Cronaca

Sì al sesso in carcere: la svolta storica della Consulta

Via libera al sesso in carcere: una sentenza della Corte Costituzionale rivoluziona alcune norme delle case circondariali dopo il ricorso presentato da un detenuto laziale ristretto a Sabbione.

Sentenza storica: via libera al sesso in carcere in Italia

La sentenza ha stabilito che non sarà possibile effettuare controlli a vista durante i colloqui in cella col partner perché il diritto all’intimità dei detenuti in un ambiente di tipo domestico deve essere tutelato dal legislatore.

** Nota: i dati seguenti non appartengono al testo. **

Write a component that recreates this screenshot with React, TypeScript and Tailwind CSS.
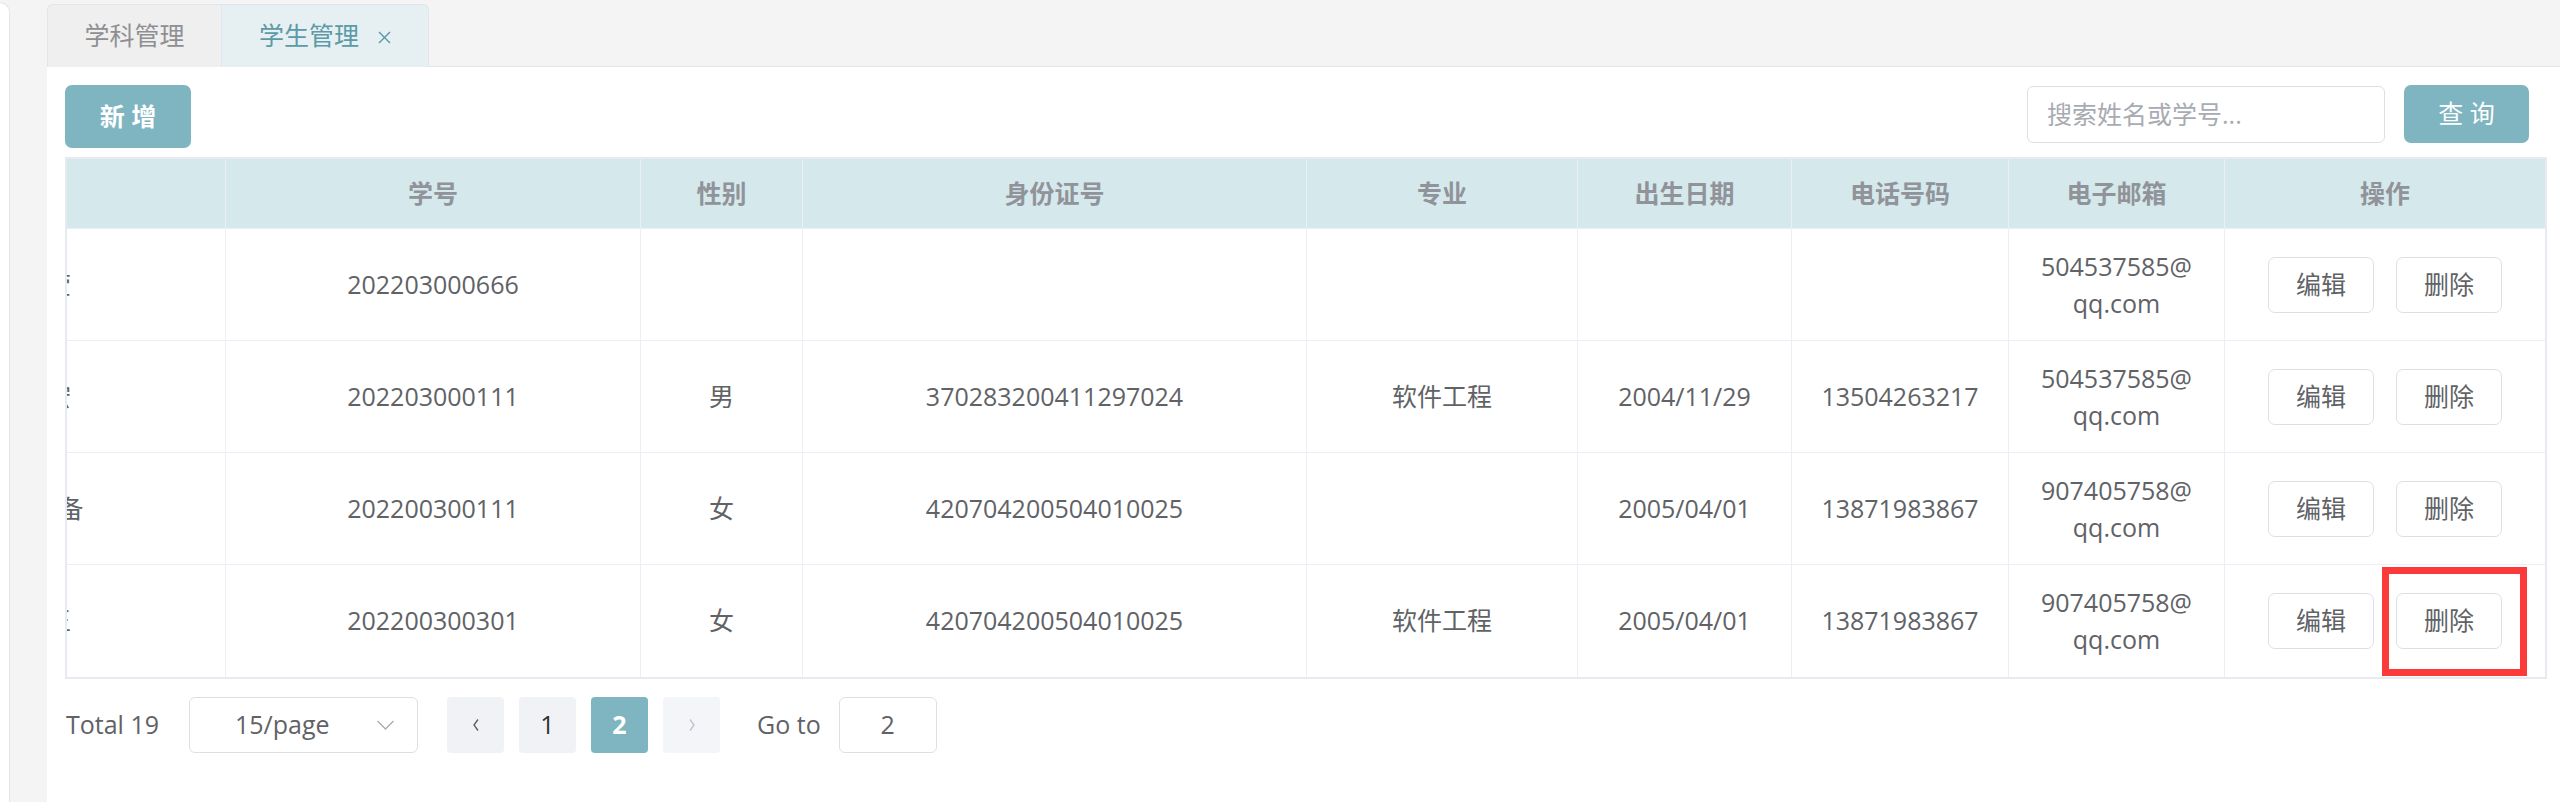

A presentare ricorso era stato un giovane detenuto laziale, in cella dal 2019 per tentato omicidio, furto aggravato ed evasione, trasferito nell’istituto di Terni a marzo 2022 e con fine pena ad aprile 2026, nel reclamo al magistrato di sorveglianza, lamentava di non poter avere colloqui intimi con la compagna e con la figlia di 3 anni

Il magistrato di sorveglianza di Spoleto, Fabio Gianfilippi, aveva rimesso la questione alla Corte costituzionale, ritenendo che il controllo a vista sui colloqui con il partner implichi per il detenuto “un vero e proprio divieto di esercitare l’affettività in una dimensione riservata, e segnatamente la sessualità“.

Il ricorso

Un procedimento partito dal carcere di Sabbione e andato avanti spedito: nelle carte la presa di posizione dell’uomo, che non può avere permessi premio per incontrare intimamente la compagna e che, nel reclamo, non accetta di buon grado il divieto oppostogli dall’amministrazione circa lo svolgimento di colloqui intimi e riservati con la compagna e la figlia in tenera età.

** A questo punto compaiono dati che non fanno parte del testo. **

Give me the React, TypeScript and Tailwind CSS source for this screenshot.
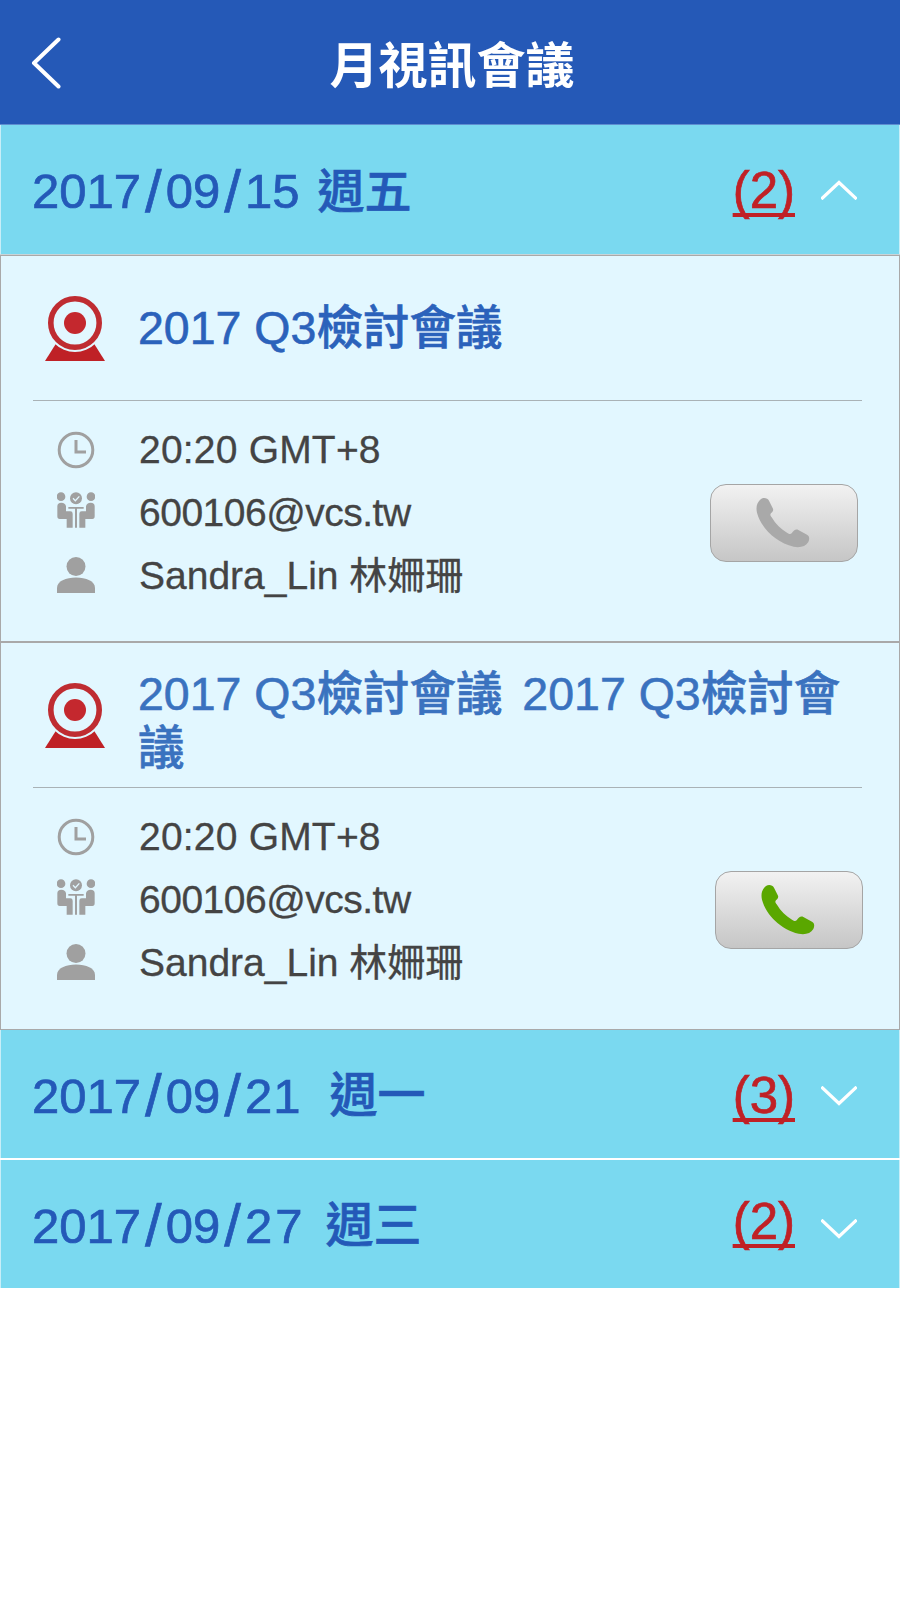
import React from "react";

const latin = "font-['Liberation_Sans','Noto_Sans_CJK_TC',sans-serif]";

function Phone({ color }: { color: string }) {
  return (
    <svg width="54" height="50" viewBox="0 0 160 150" fill={color} className="-ml-[3px] -mt-[1px]">
      <path d="M14 3C22-2 34 0 38 8L50 32C52 38 48 42 44 46C40 50 43 54 46 58C58 78 72 92 92 104C98 108 102 110 106 106C112 98 118 92 126 96L152 110C160 114 160 124 156 132C148 146 130 150 112 146C60 134 14 90 2 44C-2 28 2 12 14 3Z" />
    </svg>
  );
}

function Webcam() {
  return (
    <svg width="60" height="65" viewBox="0 0 60 65">
      <path d="M12 46H48L60 65H0Z" fill="#bf2126" />
      <circle cx="30" cy="27" r="29" fill="#e2f7ff" />
      <circle cx="30" cy="27" r="24.2" fill="none" stroke="#bf2c31" strokeWidth="5.6" />
      <circle cx="30" cy="27" r="11" fill="#c4282e" />
    </svg>
  );
}

function Clock() {
  return (
    <svg width="38" height="38" viewBox="0 0 38 38" fill="none" stroke="#a0a0a0">
      <circle cx="19" cy="19" r="16.8" strokeWidth="3" />
      <path d="M19 9V21H29" strokeWidth="3" />
    </svg>
  );
}

function People() {
  return (
    <svg width="39" height="36" viewBox="0 0 114 106" fill="#a0a0a0" className="-mt-[6px]">
      <circle cx="12" cy="13" r="13" />
      <circle cx="102" cy="13" r="13" />
      <circle cx="57" cy="18" r="18" />
      <path d="M48 18L55 25L67 12" fill="none" stroke="#e2f7ff" strokeWidth="4" />
      <path d="M1 42Q1 31 13 31Q25 31 27 42V57H40Q47 57 47 64V106H29V80H8Q1 80 1 72Z" />
      <path d="M113 42Q113 31 101 31Q89 31 87 42V57H74Q67 57 67 64V106H85V80H106Q113 80 113 72Z" />
      <path d="M34 44H80V49H60V106H54V49H34Z" />
    </svg>
  );
}

function Person() {
  return (
    <svg width="38" height="36" viewBox="0 0 38 36" fill="#a0a0a0" className="-mt-[2px]">
      <circle cx="19" cy="9.5" r="9.5" />
      <path d="M0 36V31C0 24 9 20.5 19 20.5C29 20.5 38 24 38 31V36Z" />
    </svg>
  );
}

function Chevron({ up, className }: { up?: boolean; className?: string }) {
  return (
    <svg width="36" height="20" viewBox="0 0 36 20" fill="none" stroke="#fff" strokeWidth="3.2" strokeLinecap="square" className={className}>
      <path d={up ? "M1.5 18L18 2.5L34.5 18" : "M1.5 2L18 17.5L34.5 2"} />
    </svg>
  );
}

function DateRow({
  parts,
  day,
  dayClass,
  lastClass,
  count,
  up,
  height,
  countPad,
  chevPad,
}: {
  parts: string[];
  day: string;
  dayClass: string;
  lastClass?: string;
  count: string;
  up?: boolean;
  height: string;
  countPad: string;
  chevPad?: string;
}) {
  return (
    <div className={`${height} shrink-0 bg-[#7ad9f0] border-x border-[#c8eef8] flex items-center pl-[31px] pr-[42px] ${latin}`}>
      <div className="flex items-center text-[49px] text-[#2459b8] font-medium leading-none [-webkit-text-stroke-width:0.7px] pt-[4px]">
        <span>{parts[0]}</span>
        <span className="mx-[4px] text-[60px]">/</span>
        <span>{parts[1]}</span>
        <span className="mx-[4px] text-[60px]">/</span>
        <span className={lastClass}>{parts[2]}</span>
        <span className={dayClass}>{day}</span>
      </div>
      <span className={`ml-auto text-[51px] leading-none text-[#c02126] underline decoration-[4px] underline-offset-[5px] [text-decoration-skip-ink:none] [-webkit-text-stroke-width:0.7px] ${countPad}`}>{count}</span>
      <Chevron up={up} className={`ml-[26px] ${chevPad ?? ""}`} />
    </div>
  );
}

function Card({ title, active, buttonPad, color, height, titleShift }: { title: React.ReactNode; active?: boolean; buttonPad: string; color: string; height: string; titleShift?: string }) {
  return (
    <div className={`${height} shrink-0 bg-[#e2f7ff] border border-[#a9a9a9] flex flex-col ${latin}`}>
      <div className="h-[144px] shrink-0 flex items-center pl-[44px] pr-[36px]">
        <div className="shrink-0 w-[60px]">
          <Webcam />
        </div>
        <div className={`ml-[33px] text-[46.5px] leading-[54px] font-medium [-webkit-text-stroke-width:0.6px] ${color} ${titleShift ?? ""}`}>{title}</div>
      </div>
      <div className="ml-[32px] mr-[37px] h-px shrink-0 bg-[#a9b2b6]" />
      <div className={`flex-1 flex items-start ${buttonPad}`}>
        <div className="flex-1 flex flex-col pt-[17px] pl-[56px] text-[39px] leading-[63px] text-[#444444] [-webkit-text-stroke-width:0.3px]">
          <div className="flex items-center">
            <span className="w-[38px] flex justify-center"><Clock /></span>
            <span className="ml-[44px] tracking-[0.2px]">20:20 GMT+8</span>
          </div>
          <div className="flex items-center">
            <span className="w-[38px] flex justify-center"><People /></span>
            <span className="ml-[44px] tracking-[-0.5px]">600106@vcs.tw</span>
          </div>
          <div className="flex items-center">
            <span className="w-[38px] flex justify-center"><Person /></span>
            <span className="ml-[44px]">Sandra_Lin <span className="text-[38px]">林姍珊</span></span>
          </div>
        </div>
        <div className="mt-[83px] w-[148px] h-[78px] rounded-[16px] border border-[#a5a5a5] bg-gradient-to-b from-[#f2f2f2] to-[#c6c6c6] flex items-center justify-center">
          <Phone color={active ? "#5aa700" : "#a9a9a9"} />
        </div>
      </div>
    </div>
  );
}

export default function App() {
  return (
    <div className="w-[900px] h-[1600px] bg-white flex flex-col">
      <header className={`h-[125px] shrink-0 bg-[#2559b7] flex items-center justify-center relative border-b border-[#5f8fd0] ${latin}`}>
        <svg width="30" height="52" viewBox="0 0 30 52" fill="none" stroke="#fff" strokeWidth="4" strokeLinecap="round" strokeLinejoin="round" className="absolute left-[31px] top-[37px]">
          <path d="M27.5 2.5L3 26L27.5 49.5" />
        </svg>
        <h1 className="text-[49px] font-bold text-white leading-none ml-[4px] pt-[8px]">月視訊會議</h1>
      </header>
      <DateRow parts={["2017", "09", "15"]} day="週五" dayClass="text-[47px] ml-[18px]" count="(2)" up height="h-[129px]" countPad="pt-[2px]" />
      <div className="h-px shrink-0 bg-[#c8d4d8]" />
      <Card title="2017 Q3檢討會議" buttonPad="pr-[41px]" color="text-[#2b62bb]" height="h-[387px]" />
      <Card
        title={<>2017 Q3檢討會議 <span className="ml-[7px]">2017 Q3檢討會議</span></>}
        active
        buttonPad="pr-[36px]"
        color="text-[#3a72bf]"
        height="h-[388px]"
        titleShift="mt-[12px]"
      />
      <DateRow parts={["2017", "09", "21"]} day="週一" dayClass="text-[48px] ml-[28px]" lastClass="tracking-[1px]" count="(3)" height="h-[128px]" countPad="pt-[2px]" chevPad="mt-[4px]" />
      <div className="h-[2px] shrink-0" />
      <DateRow parts={["2017", "09", "27"]} day="週三" dayClass="text-[48px] ml-[20px]" lastClass="tracking-[3px]" count="(2)" height="h-[128px]" countPad="pb-[6px]" chevPad="mt-[10px]" />
    </div>
  );
}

Nelle scorse ore è stato depositata la sentenza della Corte costituzionale, che dichiara: “l’illegittimità costituzionale dell’articolo 18 della legge 354 del 26 luglio 1975 nella parte in cui non prevede che la persona detenuta possa essere ammessa, nei termini di cui in motivazione, a svolgere i colloqui con il coniuge, la parte dell’unione civile o la persona con lei stabilmente convivente, senza il controllo a vista del personale di custodia, quando, tenuto conto del comportamento della persona detenuta in carcere, non ostino ragioni di sicurezza o esigenze di mantenimento dell’ordine e della disciplina, né, riguardo all’imputato, ragioni giudiziarie“.